__WHAT IS REQUIRED__.
Give back exactly the lines from the beginning of the listing below to the line holding "const topicQuery = ref('')", both ends included; the pictures stay out.

__DATA PROVIDED__.
———

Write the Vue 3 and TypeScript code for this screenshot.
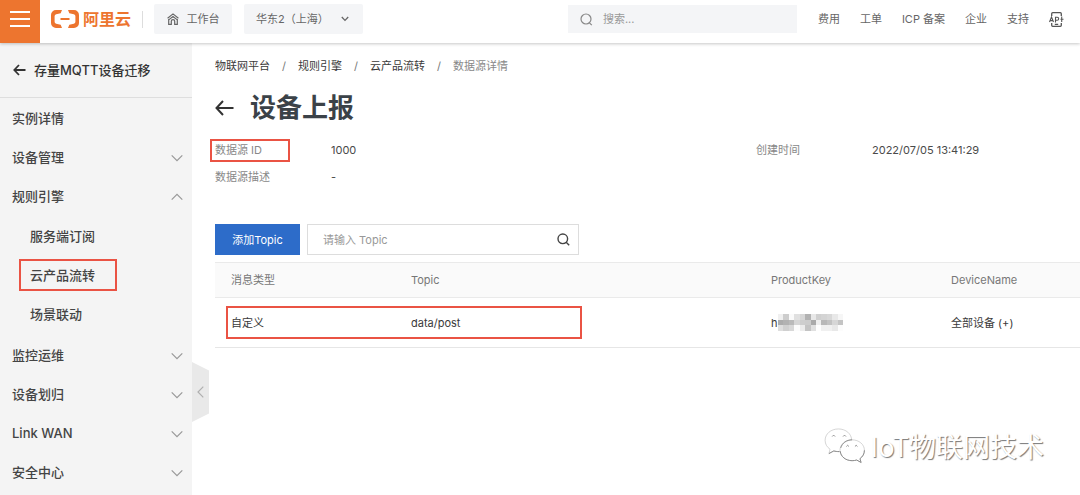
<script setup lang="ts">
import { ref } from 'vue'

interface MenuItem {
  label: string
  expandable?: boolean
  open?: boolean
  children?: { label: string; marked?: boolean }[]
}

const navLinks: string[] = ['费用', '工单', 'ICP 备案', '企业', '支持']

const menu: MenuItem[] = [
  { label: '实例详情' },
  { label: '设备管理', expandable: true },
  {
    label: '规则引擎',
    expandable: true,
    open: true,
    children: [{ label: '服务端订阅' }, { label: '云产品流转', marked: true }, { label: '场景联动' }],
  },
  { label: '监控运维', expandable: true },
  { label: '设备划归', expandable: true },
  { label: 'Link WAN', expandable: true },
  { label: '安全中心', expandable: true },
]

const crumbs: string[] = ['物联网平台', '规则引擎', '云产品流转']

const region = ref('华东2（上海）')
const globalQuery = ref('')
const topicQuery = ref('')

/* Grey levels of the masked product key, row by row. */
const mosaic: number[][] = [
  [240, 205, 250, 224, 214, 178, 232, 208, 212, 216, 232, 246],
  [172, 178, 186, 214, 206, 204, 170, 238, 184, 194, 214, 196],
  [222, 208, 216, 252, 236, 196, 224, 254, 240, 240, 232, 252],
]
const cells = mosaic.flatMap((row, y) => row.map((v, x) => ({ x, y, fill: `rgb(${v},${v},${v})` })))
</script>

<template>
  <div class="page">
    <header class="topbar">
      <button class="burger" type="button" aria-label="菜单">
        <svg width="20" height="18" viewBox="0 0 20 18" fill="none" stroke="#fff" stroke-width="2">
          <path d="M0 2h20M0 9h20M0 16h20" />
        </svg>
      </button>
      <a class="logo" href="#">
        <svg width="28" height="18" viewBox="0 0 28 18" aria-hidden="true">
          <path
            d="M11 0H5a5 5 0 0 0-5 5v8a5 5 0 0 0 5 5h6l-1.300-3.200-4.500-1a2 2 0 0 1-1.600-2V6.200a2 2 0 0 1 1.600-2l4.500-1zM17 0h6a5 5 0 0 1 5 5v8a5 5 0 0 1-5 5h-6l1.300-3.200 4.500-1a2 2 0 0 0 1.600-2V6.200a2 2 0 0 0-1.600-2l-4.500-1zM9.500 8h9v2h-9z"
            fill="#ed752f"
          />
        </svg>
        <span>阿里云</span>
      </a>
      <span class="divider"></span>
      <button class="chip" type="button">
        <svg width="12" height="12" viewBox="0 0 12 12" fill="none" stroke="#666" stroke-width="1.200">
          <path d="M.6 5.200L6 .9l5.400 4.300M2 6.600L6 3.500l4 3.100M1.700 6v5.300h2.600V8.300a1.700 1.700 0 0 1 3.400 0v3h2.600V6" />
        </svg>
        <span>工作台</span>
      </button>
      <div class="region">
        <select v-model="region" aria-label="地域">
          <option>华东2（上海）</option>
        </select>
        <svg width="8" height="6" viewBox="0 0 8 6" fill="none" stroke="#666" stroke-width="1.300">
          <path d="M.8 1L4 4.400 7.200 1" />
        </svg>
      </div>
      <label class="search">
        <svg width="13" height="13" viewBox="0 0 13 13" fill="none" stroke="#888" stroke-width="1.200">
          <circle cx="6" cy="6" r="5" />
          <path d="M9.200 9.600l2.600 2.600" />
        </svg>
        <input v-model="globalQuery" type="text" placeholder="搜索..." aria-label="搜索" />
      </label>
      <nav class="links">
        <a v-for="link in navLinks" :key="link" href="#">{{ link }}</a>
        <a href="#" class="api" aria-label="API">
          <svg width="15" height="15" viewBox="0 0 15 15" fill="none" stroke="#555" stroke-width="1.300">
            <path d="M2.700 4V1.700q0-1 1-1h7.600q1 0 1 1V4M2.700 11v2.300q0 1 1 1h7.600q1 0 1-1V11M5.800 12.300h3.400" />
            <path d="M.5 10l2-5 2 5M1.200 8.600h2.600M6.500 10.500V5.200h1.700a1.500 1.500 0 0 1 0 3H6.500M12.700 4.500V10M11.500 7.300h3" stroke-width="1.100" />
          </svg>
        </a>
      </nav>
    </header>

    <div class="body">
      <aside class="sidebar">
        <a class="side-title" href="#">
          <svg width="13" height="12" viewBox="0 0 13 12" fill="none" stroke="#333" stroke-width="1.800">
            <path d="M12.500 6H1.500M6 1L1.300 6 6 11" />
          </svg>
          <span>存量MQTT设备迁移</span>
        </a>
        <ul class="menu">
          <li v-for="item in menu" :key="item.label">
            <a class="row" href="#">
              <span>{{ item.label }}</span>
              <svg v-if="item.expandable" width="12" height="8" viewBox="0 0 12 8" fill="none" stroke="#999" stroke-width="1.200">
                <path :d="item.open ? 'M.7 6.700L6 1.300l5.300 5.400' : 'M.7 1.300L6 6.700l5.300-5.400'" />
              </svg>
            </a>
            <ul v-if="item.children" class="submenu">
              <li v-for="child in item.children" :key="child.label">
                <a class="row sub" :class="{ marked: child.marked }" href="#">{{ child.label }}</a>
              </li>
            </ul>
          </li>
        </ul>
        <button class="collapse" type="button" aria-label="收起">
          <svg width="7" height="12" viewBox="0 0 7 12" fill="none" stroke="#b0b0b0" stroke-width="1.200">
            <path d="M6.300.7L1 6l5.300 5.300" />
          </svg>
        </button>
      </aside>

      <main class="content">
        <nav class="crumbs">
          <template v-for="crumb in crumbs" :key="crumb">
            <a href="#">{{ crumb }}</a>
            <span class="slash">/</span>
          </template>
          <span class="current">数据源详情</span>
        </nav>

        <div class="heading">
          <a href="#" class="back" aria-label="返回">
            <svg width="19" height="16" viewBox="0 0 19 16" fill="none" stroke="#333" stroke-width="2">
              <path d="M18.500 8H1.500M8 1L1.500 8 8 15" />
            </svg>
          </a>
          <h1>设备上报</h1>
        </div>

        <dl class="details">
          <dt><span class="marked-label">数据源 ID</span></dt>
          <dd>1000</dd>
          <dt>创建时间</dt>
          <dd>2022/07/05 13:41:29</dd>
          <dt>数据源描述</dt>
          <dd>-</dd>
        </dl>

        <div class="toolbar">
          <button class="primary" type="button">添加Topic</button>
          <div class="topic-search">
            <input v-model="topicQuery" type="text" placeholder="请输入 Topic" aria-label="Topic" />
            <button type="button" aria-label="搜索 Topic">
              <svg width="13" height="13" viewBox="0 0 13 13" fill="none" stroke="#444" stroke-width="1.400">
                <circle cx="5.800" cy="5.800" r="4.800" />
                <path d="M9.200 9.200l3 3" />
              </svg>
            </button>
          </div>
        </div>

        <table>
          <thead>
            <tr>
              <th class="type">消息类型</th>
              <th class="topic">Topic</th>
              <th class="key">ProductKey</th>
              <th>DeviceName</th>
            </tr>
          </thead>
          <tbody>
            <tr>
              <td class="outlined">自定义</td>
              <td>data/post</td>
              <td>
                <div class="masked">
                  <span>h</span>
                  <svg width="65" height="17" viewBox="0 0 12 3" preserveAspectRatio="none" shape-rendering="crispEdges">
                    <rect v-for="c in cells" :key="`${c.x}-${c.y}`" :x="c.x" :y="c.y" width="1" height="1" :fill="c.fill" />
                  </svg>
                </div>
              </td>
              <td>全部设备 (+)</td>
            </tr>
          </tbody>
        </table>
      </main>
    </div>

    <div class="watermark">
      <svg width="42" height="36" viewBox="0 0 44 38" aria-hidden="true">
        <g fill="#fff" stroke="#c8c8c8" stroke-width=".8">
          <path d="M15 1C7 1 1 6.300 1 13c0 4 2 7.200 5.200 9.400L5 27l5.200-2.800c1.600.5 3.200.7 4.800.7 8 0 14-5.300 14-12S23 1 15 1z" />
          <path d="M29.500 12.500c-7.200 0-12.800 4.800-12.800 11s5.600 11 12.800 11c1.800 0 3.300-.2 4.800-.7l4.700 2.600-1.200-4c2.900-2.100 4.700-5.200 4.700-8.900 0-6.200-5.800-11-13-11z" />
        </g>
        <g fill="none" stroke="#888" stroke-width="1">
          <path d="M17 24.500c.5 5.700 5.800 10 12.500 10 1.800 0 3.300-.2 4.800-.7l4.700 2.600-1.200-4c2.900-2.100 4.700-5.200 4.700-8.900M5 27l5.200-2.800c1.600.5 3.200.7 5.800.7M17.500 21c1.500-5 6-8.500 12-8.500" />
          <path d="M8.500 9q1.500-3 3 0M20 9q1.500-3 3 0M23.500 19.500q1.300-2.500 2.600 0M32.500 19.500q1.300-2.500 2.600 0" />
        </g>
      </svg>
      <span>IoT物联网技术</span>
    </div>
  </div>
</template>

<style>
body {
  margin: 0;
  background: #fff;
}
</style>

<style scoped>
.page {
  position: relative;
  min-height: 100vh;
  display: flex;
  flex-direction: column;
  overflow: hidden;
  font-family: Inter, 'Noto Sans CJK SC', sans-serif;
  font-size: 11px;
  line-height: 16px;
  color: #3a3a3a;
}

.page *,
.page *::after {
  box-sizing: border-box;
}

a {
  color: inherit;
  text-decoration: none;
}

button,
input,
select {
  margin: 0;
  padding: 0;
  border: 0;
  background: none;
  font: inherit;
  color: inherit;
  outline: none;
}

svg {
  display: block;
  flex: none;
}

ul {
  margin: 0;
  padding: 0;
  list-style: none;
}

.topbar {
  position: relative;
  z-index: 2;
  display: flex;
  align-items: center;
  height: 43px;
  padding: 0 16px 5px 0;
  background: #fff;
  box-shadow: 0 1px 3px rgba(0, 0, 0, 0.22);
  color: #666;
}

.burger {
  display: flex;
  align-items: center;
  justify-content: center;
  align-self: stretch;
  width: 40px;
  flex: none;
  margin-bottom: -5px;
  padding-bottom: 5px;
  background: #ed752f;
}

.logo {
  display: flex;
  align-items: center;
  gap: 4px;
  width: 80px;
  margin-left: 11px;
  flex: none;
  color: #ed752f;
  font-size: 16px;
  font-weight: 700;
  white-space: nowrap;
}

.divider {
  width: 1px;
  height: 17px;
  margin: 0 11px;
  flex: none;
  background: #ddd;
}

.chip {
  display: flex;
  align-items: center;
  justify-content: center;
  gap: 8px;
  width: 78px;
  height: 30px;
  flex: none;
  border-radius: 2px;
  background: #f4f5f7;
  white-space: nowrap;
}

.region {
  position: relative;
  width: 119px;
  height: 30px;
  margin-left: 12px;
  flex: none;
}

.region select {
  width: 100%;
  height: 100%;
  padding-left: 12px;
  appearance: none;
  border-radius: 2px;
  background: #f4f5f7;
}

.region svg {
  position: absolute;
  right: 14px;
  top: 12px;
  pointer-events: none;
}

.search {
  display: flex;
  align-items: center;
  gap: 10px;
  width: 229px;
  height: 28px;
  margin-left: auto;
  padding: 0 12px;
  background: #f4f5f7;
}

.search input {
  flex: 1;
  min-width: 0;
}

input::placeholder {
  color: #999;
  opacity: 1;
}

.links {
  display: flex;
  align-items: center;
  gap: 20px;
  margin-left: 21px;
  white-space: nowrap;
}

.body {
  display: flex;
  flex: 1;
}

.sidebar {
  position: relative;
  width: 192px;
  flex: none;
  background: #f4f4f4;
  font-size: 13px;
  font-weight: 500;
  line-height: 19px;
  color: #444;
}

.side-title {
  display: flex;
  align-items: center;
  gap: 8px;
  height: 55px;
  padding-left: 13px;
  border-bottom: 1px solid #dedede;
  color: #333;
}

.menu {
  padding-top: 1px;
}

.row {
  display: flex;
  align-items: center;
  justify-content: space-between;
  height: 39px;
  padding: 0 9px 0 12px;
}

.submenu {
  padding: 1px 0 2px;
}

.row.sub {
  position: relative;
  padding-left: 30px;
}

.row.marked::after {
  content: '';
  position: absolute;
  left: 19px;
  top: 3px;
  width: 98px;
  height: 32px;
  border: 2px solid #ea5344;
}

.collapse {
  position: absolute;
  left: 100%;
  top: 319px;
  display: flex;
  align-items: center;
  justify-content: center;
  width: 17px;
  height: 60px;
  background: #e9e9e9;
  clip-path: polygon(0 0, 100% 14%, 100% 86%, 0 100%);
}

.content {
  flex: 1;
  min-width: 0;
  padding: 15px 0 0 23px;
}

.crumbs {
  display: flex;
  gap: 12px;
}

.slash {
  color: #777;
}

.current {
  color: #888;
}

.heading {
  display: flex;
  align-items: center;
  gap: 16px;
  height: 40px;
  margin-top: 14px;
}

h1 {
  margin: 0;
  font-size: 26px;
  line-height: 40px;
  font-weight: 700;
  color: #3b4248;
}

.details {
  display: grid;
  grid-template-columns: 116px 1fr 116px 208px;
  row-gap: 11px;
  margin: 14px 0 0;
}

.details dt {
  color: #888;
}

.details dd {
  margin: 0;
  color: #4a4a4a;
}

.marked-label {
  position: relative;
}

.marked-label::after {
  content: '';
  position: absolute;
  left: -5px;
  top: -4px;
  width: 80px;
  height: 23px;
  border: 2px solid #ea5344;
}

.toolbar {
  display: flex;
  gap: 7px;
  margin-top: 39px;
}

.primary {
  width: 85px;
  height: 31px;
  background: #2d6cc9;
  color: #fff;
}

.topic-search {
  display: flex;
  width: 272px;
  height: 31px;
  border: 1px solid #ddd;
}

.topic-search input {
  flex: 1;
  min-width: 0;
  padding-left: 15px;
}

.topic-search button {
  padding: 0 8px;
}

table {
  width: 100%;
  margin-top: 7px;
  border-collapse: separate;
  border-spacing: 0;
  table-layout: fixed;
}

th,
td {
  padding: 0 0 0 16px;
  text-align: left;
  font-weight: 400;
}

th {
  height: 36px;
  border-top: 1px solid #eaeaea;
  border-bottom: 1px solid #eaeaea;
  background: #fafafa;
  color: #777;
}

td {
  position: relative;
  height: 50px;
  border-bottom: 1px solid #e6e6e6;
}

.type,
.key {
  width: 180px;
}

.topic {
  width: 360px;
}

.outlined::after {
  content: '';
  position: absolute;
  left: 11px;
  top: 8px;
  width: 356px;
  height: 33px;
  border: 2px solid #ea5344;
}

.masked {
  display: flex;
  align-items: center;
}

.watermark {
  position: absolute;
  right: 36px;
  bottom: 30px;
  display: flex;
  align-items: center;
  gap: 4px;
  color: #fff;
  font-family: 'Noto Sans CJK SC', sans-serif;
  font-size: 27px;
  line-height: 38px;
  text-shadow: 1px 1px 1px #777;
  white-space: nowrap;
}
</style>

———

__THE RESULT__.
Write the Vue 3 and TypeScript code for this screenshot.
<script setup lang="ts">
import { ref } from 'vue'

interface MenuItem {
  label: string
  expandable?: boolean
  open?: boolean
  children?: { label: string; marked?: boolean }[]
}

const navLinks: string[] = ['费用', '工单', 'ICP 备案', '企业', '支持']

const menu: MenuItem[] = [
  { label: '实例详情' },
  { label: '设备管理', expandable: true },
  {
    label: '规则引擎',
    expandable: true,
    open: true,
    children: [{ label: '服务端订阅' }, { label: '云产品流转', marked: true }, { label: '场景联动' }],
  },
  { label: '监控运维', expandable: true },
  { label: '设备划归', expandable: true },
  { label: 'Link WAN', expandable: true },
  { label: '安全中心', expandable: true },
]

const crumbs: string[] = ['物联网平台', '规则引擎', '云产品流转']

const region = ref('华东2（上海）')
const globalQuery = ref('')
const topicQuery = ref('')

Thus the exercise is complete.